**Problem statement**
Copy every line with the string "styles" in it.

□ □ □ □ □

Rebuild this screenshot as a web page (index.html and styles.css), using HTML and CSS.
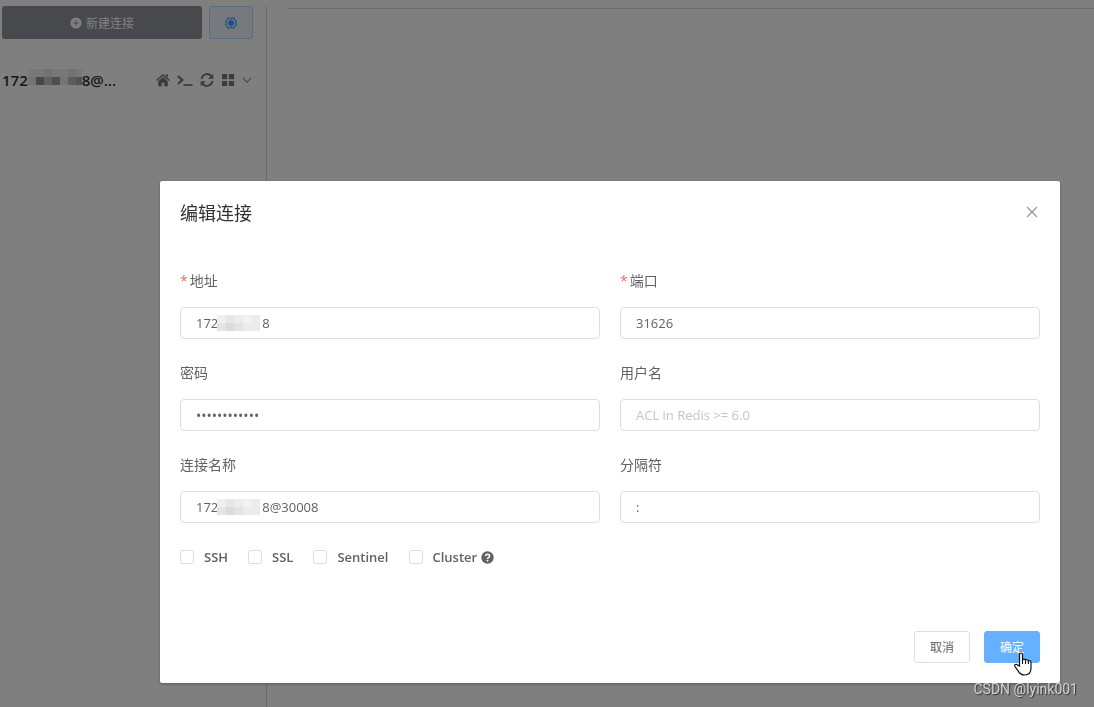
FILE: index.html
```
<!DOCTYPE html>
<html lang="zh-CN">
<head>
<meta charset="utf-8">
<title>编辑连接</title>
<link rel="stylesheet" href="styles.css">
</head>
<body>
<div class="app">
  <aside class="sidebar">
    <div class="toolbar">
      <button class="btn-new" type="button">
        <svg width="12" height="12" viewBox="0 0 12 12"><circle cx="6" cy="6" r="5.6" fill="#fff"/><path d="M6 3.3v5.4M3.3 6h5.4" stroke="#909399" stroke-width="1"/></svg>
        <span>新建连接</span>
      </button>
      <button class="btn-settings" type="button" aria-label="设置">
        <svg width="12" height="12" viewBox="0 0 12 12" fill="none" stroke="#409eff"><path d="M2.900 1.100h1.700L6 2l1.400-.9h1.700l.7 1.700 1.600 1.500L10.600 6l.8 1.700-1.600 1.500-.7 1.700H7.400L6 10l-1.400.9H2.900l-.7-1.700L.6 7.700 1.400 6 .6 4.300l1.600-1.500z" stroke-width="1.100"/><circle cx="6" cy="6" r="3" fill="#409eff" stroke="none"/></svg>
      </button>
    </div>
    <div class="connection">
      <div class="conn-name">172<span class="mosaic mosaic-dark"><i></i><i></i><i></i><i></i><i></i><i></i><i></i><i></i><i></i><i></i><i></i><i></i><i></i><i></i></span>8@...</div>
      <div class="conn-icons">
        <svg width="14" height="14" viewBox="0 0 14 14"><path d="M7 4 2.200 8.200v5h3.500V9.700h2.600v3.500h3.500v-5zM9.800 1.300h2v3.500l-2-1.700z" fill="#74777d"/><path d="M.5 7.500 7 2l6.500 5.500" fill="none" stroke="#74777d" stroke-width="1.600"/></svg>
        <svg width="16" height="14" viewBox="0 0 16 14" fill="none" stroke="#74777d"><path d="m.8 3 4.500 4-4.500 4" stroke-width="2.200"/><path d="M6.500 12h9" stroke-width="1.700"/></svg>
        <svg width="14" height="14" viewBox="0 0 14 14"><path d="M1.500 5.800A5.600 5.600 0 0 1 11.200 3M12.500 8.200A5.600 5.600 0 0 1 2.800 11" fill="none" stroke="#74777d" stroke-width="2"/><path d="M13.300.7v5H8.200zM.7 13.300v-5h5.100z" fill="#74777d"/></svg>
        <svg width="14" height="14" viewBox="0 0 14 14"><path d="M1 1h5.200v5.200H1zM7.900 1h5.200v5.200H7.900zM1 7.900h5.200v5.200H1zM7.900 7.900h5.200v5.200H7.900z" fill="#74777d"/></svg>
        <svg width="10" height="14" viewBox="0 0 10 14"><path d="m.7 4.800 4.300 4.400 4.300-4.400" fill="none" stroke="#909399" stroke-width="1.100"/></svg>
      </div>
    </div>
  </aside>
  <main class="content"><div class="tab-line"></div></main>
</div>

<div class="overlay">
  <section class="dialog" role="dialog" aria-labelledby="dlg-title">
    <header class="dialog-head">
      <h1 id="dlg-title">编辑连接</h1>
      <button class="close" type="button" aria-label="关闭"><svg width="12" height="12" viewBox="0 0 12 12"><path d="m1 1 10 10M11 1 1 11" stroke="#909399" stroke-width="1.100"/></svg></button>
    </header>
    <form class="form">
      <div class="fields">
        <div class="field"><label class="required" for="host">地址</label><div class="control"><input id="host" type="text" value="172&nbsp;&nbsp;&nbsp;&nbsp;&nbsp;&nbsp;&nbsp;&nbsp;&nbsp;&nbsp;&nbsp;&nbsp;&nbsp;8"><span class="mosaic mosaic-light"><i></i><i></i><i></i><i></i><i></i><i></i><i></i><i></i><i></i><i></i></span></div></div>
        <div class="field"><label class="required" for="port">端口</label><div class="control"><input id="port" type="text" value="31626"></div></div>
        <div class="field"><label for="pass">密码</label><div class="control"><input id="pass" type="password" value="abcdefghijkl"></div></div>
        <div class="field"><label for="user">用户名</label><div class="control"><input id="user" type="text" placeholder="ACL in Redis &gt;= 6.0"></div></div>
        <div class="field"><label for="name">连接名称</label><div class="control"><input id="name" type="text" value="172&nbsp;&nbsp;&nbsp;&nbsp;&nbsp;&nbsp;&nbsp;&nbsp;&nbsp;&nbsp;&nbsp;&nbsp;&nbsp;8@30008"><span class="mosaic mosaic-light"><i></i><i></i><i></i><i></i><i></i><i></i><i></i><i></i><i></i><i></i></span></div></div>
        <div class="field"><label for="sep">分隔符</label><div class="control"><input id="sep" type="text" value=":"></div></div>
      </div>
      <div class="checks">
        <label><input type="checkbox"><span>SSH</span></label>
        <label><input type="checkbox"><span>SSL</span></label>
        <label><input type="checkbox"><span>Sentinel</span></label>
        <label><input type="checkbox"><span>Cluster</span><svg class="help" width="13" height="13" viewBox="0 0 13 13"><circle cx="6.500" cy="6.500" r="6.200" fill="#606266"/><path d="M4.600 5.100c0-2.500 4-2.400 4-.2 0 1.500-2 1.300-2 3" fill="none" stroke="#fff" stroke-width="1.500"/><circle cx="6.500" cy="9.700" r=".9" fill="#fff"/></svg></label>
      </div>
      <footer class="actions">
        <button class="btn" type="button">取消</button>
        <button class="btn btn-primary" type="button">确定
          <svg class="cursor" width="18" height="24" viewBox="0 0 18 24"><path d="M5.500 14V2.500c0-2 3-2 3 0V8c.3-1.300 2.900-1.200 3 .4.500-1.100 2.800-.9 2.900.7.800-.8 2.600-.4 2.600 1.200V16c0 4.200-2.500 7-6.500 7-3.500 0-5-1.600-6.400-4.100L.9 14.500c-.8-1.700 1.100-3 2.500-1.600z" fill="#fff" stroke="#111" stroke-width="1.200"/><path d="M8.500 8v4M11.500 8.500V12M14.400 9.200V12" stroke="#111" stroke-width="1.100"/></svg>
        </button>
      </footer>
    </form>
  </section>
</div>
<div class="watermark">CSDN @lyink001</div>
</body>
</html>
```
FILE: styles.css
```
* { box-sizing: border-box; }
body {
  margin: 0;
  background: #fff;
  color: #606266;
  font: 13px "Open Sans", "Noto Sans CJK SC", sans-serif;
  overflow: hidden;
}
button, input { font: inherit; margin: 0; }
svg { display: block; flex: none; }

.app { display: flex; height: 100vh; padding-top: 6px; }
.sidebar { width: 267px; padding: 0 13px 0 2px; border-right: 1px solid #d4d6da; }
.toolbar { display: flex; gap: 7px; }
.btn-new {
  flex: 1;
  display: flex;
  align-items: center;
  justify-content: center;
  gap: 4px;
  height: 33px;
  padding: 0;
  border: 0;
  border-radius: 3px;
  background: #909399;
  color: #fff;
  font-size: 12px;
}
.btn-settings {
  display: flex;
  align-items: center;
  justify-content: center;
  width: 44px;
  height: 33px;
  padding: 0;
  border: 1px solid #b3d8ff;
  border-radius: 3px;
  background: #ecf5ff;
}
.connection {
  display: flex;
  align-items: center;
  justify-content: space-between;
  height: 32px;
  margin-top: 25px;
}
.conn-name { display: flex; align-items: center; color: #303133; font-size: 15px; font-weight: 600; }
.conn-icons { display: flex; align-items: center; gap: 7px; padding-right: 1px; }

.mosaic { display: grid; grid-auto-rows: 8px; }
.mosaic-dark { grid-template-columns: repeat(7, 8px); margin-top: -6px; width: 54px; overflow: hidden; }
.mosaic i { background: #ececec; }
.mosaic-dark i { background: #f0f0f0; }
.mosaic-dark i:nth-child(3n) { background: #e4e4e4; }
.mosaic-dark i:nth-child(n+8) { background: #d0d2d0; }
.mosaic-dark i:nth-child(8) { background: #e6e8e6; }
.mosaic-dark i:nth-child(9) { background: #8c8e8c; }
.mosaic-dark i:nth-child(10) { background: #c0c2c0; }
.mosaic-dark i:nth-child(11) { background: #9a9c9a; }
.mosaic-dark i:nth-child(12) { background: #eaebea; }
.mosaic-dark i:nth-child(13) { background: #b8bab8; }
.mosaic-dark i:nth-child(14) { background: #a4a6a4; }
.mosaic-light {
  position: absolute;
  left: 37px;
  top: 8px;
  grid-template-columns: repeat(5, 1fr);
  width: 43px;
}
.mosaic-light i:nth-child(1) { background: #f0f0f0; }
.mosaic-light i:nth-child(2) { background: #e6e7e7; }
.mosaic-light i:nth-child(4) { background: #f2f2f2; }
.mosaic-light i:nth-child(6) { background: #e4e4e5; }
.mosaic-light i:nth-child(7) { background: #dadcdc; }
.mosaic-light i:nth-child(8) { background: #e3e3e4; }

.content { flex: 1; padding: 2px 0 0 21px; }
.tab-line { border-top: 1px solid #d8dade; }

.overlay {
  position: fixed;
  inset: 0;
  padding: 181px 34px 0 160px;
  background: rgba(0, 0, 0, 0.5);
}
.dialog {
  padding: 20px;
  border-radius: 2px;
  background: #fff;
  box-shadow: 0 1px 3px rgba(0, 0, 0, 0.3);
}
.dialog-head { display: flex; justify-content: space-between; align-items: center; height: 24px; }
.dialog-head h1 { margin: 0; color: #303133; font-size: 18px; font-weight: 400; line-height: 24px; }
.close { padding: 0 2px 2px; border: 0; background: none; }
.form { padding-top: 40px; }
.fields { display: grid; grid-template-columns: 1fr 1fr; gap: 18px 20px; }
.field { display: flex; flex-direction: column; gap: 10px; }
.field label { font-size: 14px; line-height: 32px; height: 32px; }
.required::before { content: "*"; margin-right: 2px; color: #f56c6c; }
.control { position: relative; display: flex; }
.control input {
  width: 100%;
  height: 32px;
  padding: 0 15px;
  border: 1px solid #dcdfe6;
  border-radius: 4px;
  background: #fff;
  color: #606266;
  outline: 0;
}
.control input::placeholder { color: #c0c4cc; opacity: 1; }
.control input[type="password"] { font-size: 14px; }
.checks { display: flex; gap: 20px; height: 32px; margin-top: 18px; }
.checks label { display: flex; align-items: center; font-weight: 600; }
.checks input {
  appearance: none;
  width: 14px;
  height: 14px;
  margin-right: 10px;
  border: 1px solid #dcdfe6;
  border-radius: 2px;
  background: #fff;
}
.help { margin-left: 4px; }
.actions { display: flex; justify-content: flex-end; gap: 14px; margin-top: 58px; }
.btn {
  position: relative;
  width: 56px;
  height: 32px;
  padding: 0;
  border: 1px solid #dcdfe6;
  border-radius: 3px;
  background: #fff;
  color: #606266;
  font-size: 12px;
}
.btn-primary { border-color: #66b1ff; background: #66b1ff; color: #fff; }
.cursor { position: absolute; left: 29px; top: 20px; }
.watermark {
  position: fixed;
  right: 16px;
  bottom: 9px;
  color: #d2d2d2;
  font: 14px/18px Roboto, sans-serif;
  text-shadow: 1px 1px 1px #333;
}
```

□ □ □ □ □

**Result for this task**
Rebuild this screenshot as a web page (index.html and styles.css), using HTML and CSS.
<link rel="stylesheet" href="styles.css">
FILE: styles.css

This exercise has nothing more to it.